Objectives To identify trends in the incidence of ovarian and uterine carcinosarcoma.

Methods Data were obtained from the United States Cancer Statistics (USCS) Public Use Databases from 2001 to 2017. SEER*Stat 8.3.9, Joinpoint regression program, and Excel were used to calculate the incidence and trends. The age-adjusted incidence was calculated by WHO 2000 standard population.

Results In 2017, the incidence of ovarian and uterine carcinosarcoma was 0.25 and 1.03 per 100,000 women, respectively. of all carcinosarcomas, the incidence was highest in Blacks at 2.7 followed by 1.1 and 0.82 in Whites and Hispanics, respectively. Over the last 17 years, the annual incidence of carcinosarcoma has increased across all races, however for Black and Hispanic women that rate is increasing 2.5 times compared to Whites. More specifically, the percent increase was 3.7% per year for Blacks, 4% for Hispanics, and 1.5% for Whites.
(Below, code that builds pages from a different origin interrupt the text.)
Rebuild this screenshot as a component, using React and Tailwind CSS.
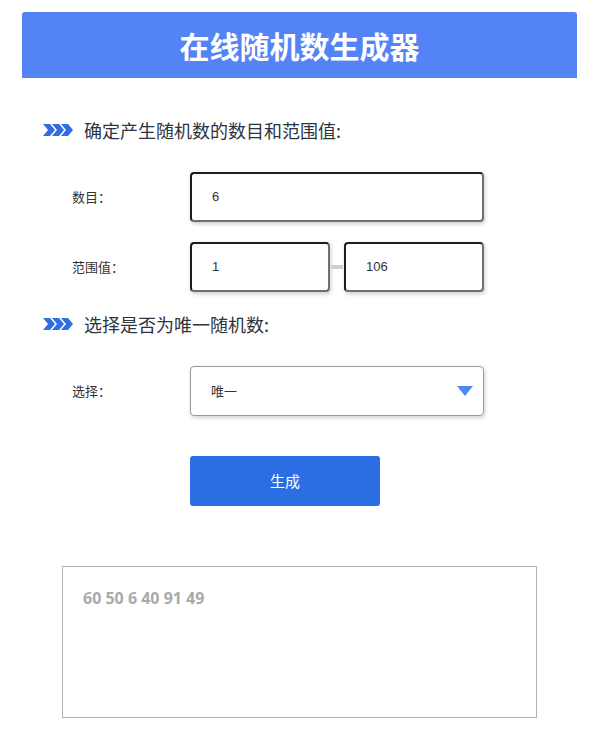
import { useState } from "react";

function Chevrons() {
    return (
        <svg width="32" height="14" viewBox="0 0 32 14" className="shrink-0">
            <path d="M1 1 L8 1 L13 7 L8 13 L1 13 L6 7 Z" fill="#2f6fe0" />
            <path d="M10 1 L17 1 L22 7 L17 13 L10 13 L15 7 Z" fill="#2f6fe0" />
            <path d="M19 1 L26 1 L31 7 L26 13 L19 13 L24 7 Z" fill="#2f6fe0" />
        </svg>
    );
}

function SectionTitle({ children }) {
    return (
        <div className="flex items-center gap-[10px] pl-[20px] h-[26px]">
            <Chevrons />
            <span className="text-[18px] text-[#2c3440]">{children}</span>
        </div>
    );
}

const insetBox =
    "h-[50px] rounded-[4px] border-2 border-t-[#1e1e1e] border-l-[#1e1e1e] border-b-[#6f6f6f] border-r-[#6f6f6f] bg-white shadow-[1px_2px_4px_rgba(0,0,0,0.2)] pl-[20px] flex items-center text-[13px] text-[#333] font-['Liberation_Sans','Noto_Sans_CJK_SC',sans-serif]";

export default function App() {
    const [result] = useState("60 50 6 40 91 49");

    return (
        <div className="bg-white min-h-[741px] pt-[12px] font-['Noto_Sans_CJK_SC',sans-serif]">
            <div className="ml-[22px] w-[555px]">
                <div className="h-[66px] bg-[#5383f5] rounded-t-[3px] flex items-center justify-center">
                    <h1 className="text-[30px] font-bold text-white">在线随机数生成器</h1>
                </div>

                <div className="mt-[39px]">
                    <SectionTitle>确定产生随机数的数目和范围值:</SectionTitle>
                </div>

                <div className="mt-[29px] flex items-center">
                    <label className="w-[168px] pl-[50px] text-[13px] text-[#333]">数目：</label>
                    <div className={`${insetBox} w-[294px]`}>6</div>
                </div>

                <div className="mt-[20px] flex items-center">
                    <label className="w-[168px] pl-[50px] text-[13px] text-[#333]">范围值：</label>
                    <div className={`${insetBox} w-[140px]`}>1</div>
                    <div className="w-[14px] flex justify-center">
                        <div className="w-[12px] h-[4px] bg-[#cfcfcf]" />
                    </div>
                    <div className={`${insetBox} w-[140px]`}>106</div>
                </div>

                <div className="mt-[19px]">
                    <SectionTitle>选择是否为唯一随机数:</SectionTitle>
                </div>

                <div className="mt-[29px] flex items-center">
                    <label className="w-[168px] pl-[50px] text-[13px] text-[#333]">选择：</label>
                    <div className="w-[294px] h-[50px] rounded-[4px] border border-[#9a9a9a] bg-white shadow-[1px_2px_4px_rgba(0,0,0,0.18)] pl-[20px] pr-[10px] flex items-center justify-between text-[13px] text-[#333]">
                        <span>唯一</span>
                        <svg width="16" height="10" viewBox="0 0 16 10">
                            <path d="M0 0 L16 0 L8 10 Z" fill="#4a8af5" />
                        </svg>
                    </div>
                </div>

                <div className="mt-[40px] pl-[168px]">
                    <button className="w-[190px] h-[50px] rounded-[3px] bg-[#2b6de2] text-white text-[15px]">生成</button>
                </div>

                <div className="mt-[60px] ml-[40px] w-[475px] h-[152px] border border-[#b3b3b3] px-[20px] pt-[19px]">
                    <p className="text-[16px] font-bold text-[#aaaaaa] font-['Open_Sans',sans-serif]">{result}</p>
                </div>
            </div>
        </div>
    );
}
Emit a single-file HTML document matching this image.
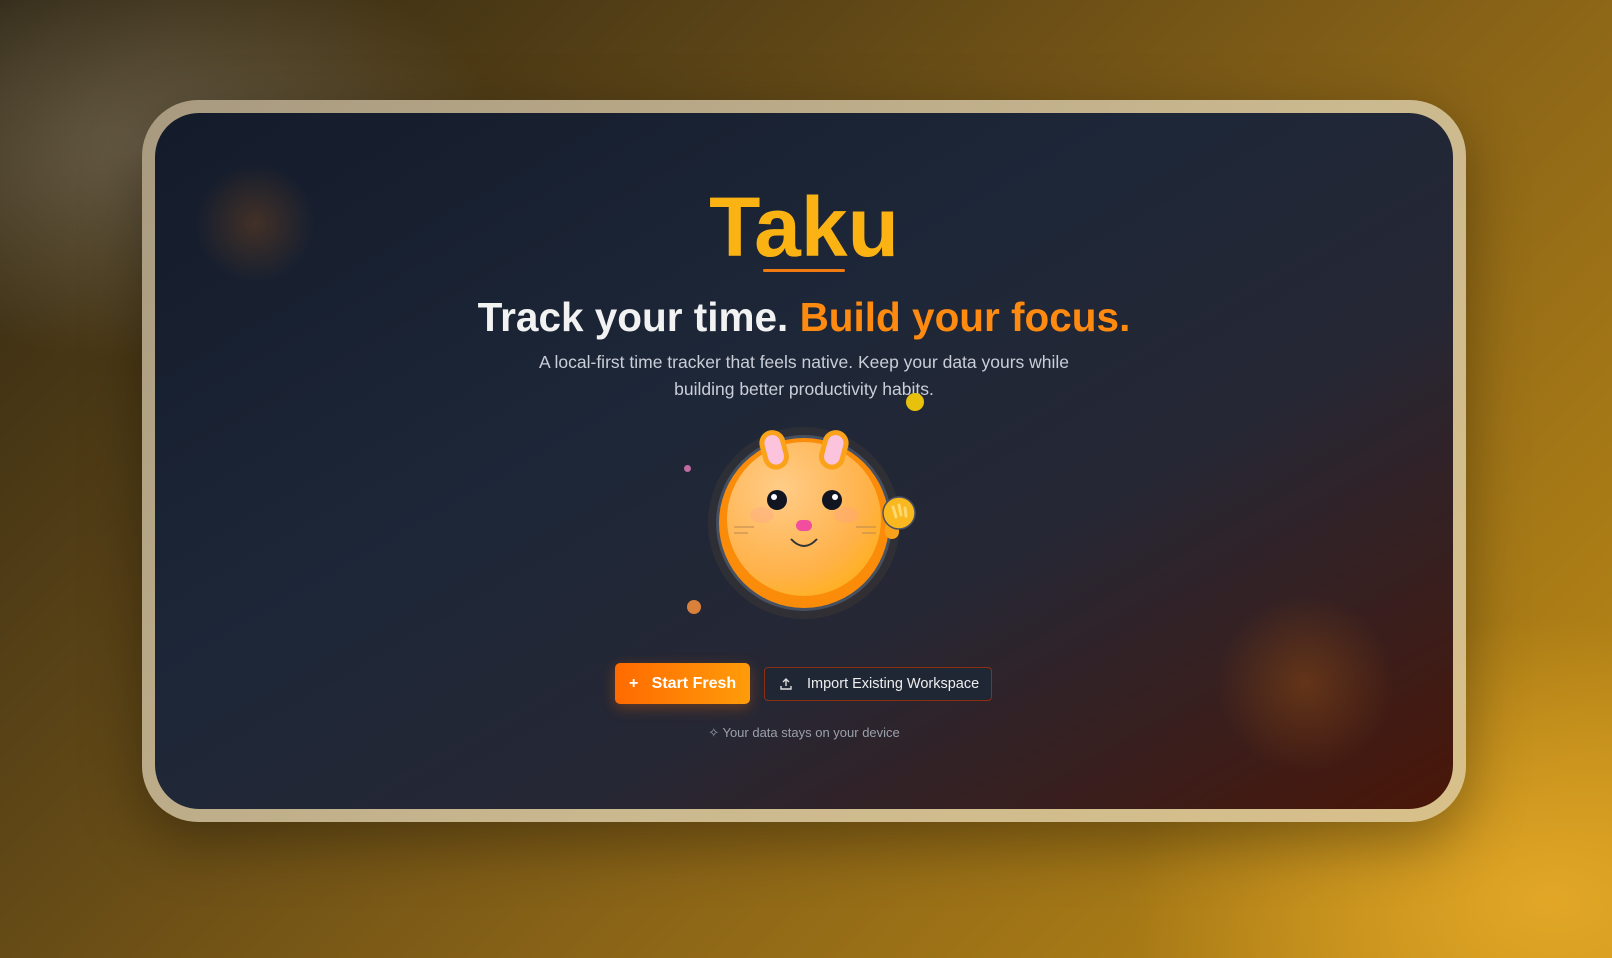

Black women in the 70–74 age group had the highest incidence of uterine carcinosarcoma at 21.6/100,000; while 60–64 year old Black women had the greatest percent increase of uterine carcinosarcoma at 3.3% per year.

Conclusions The incidence of ovarian and uterine carcinosarcoma is increasing across all races, but most notably for older Black women.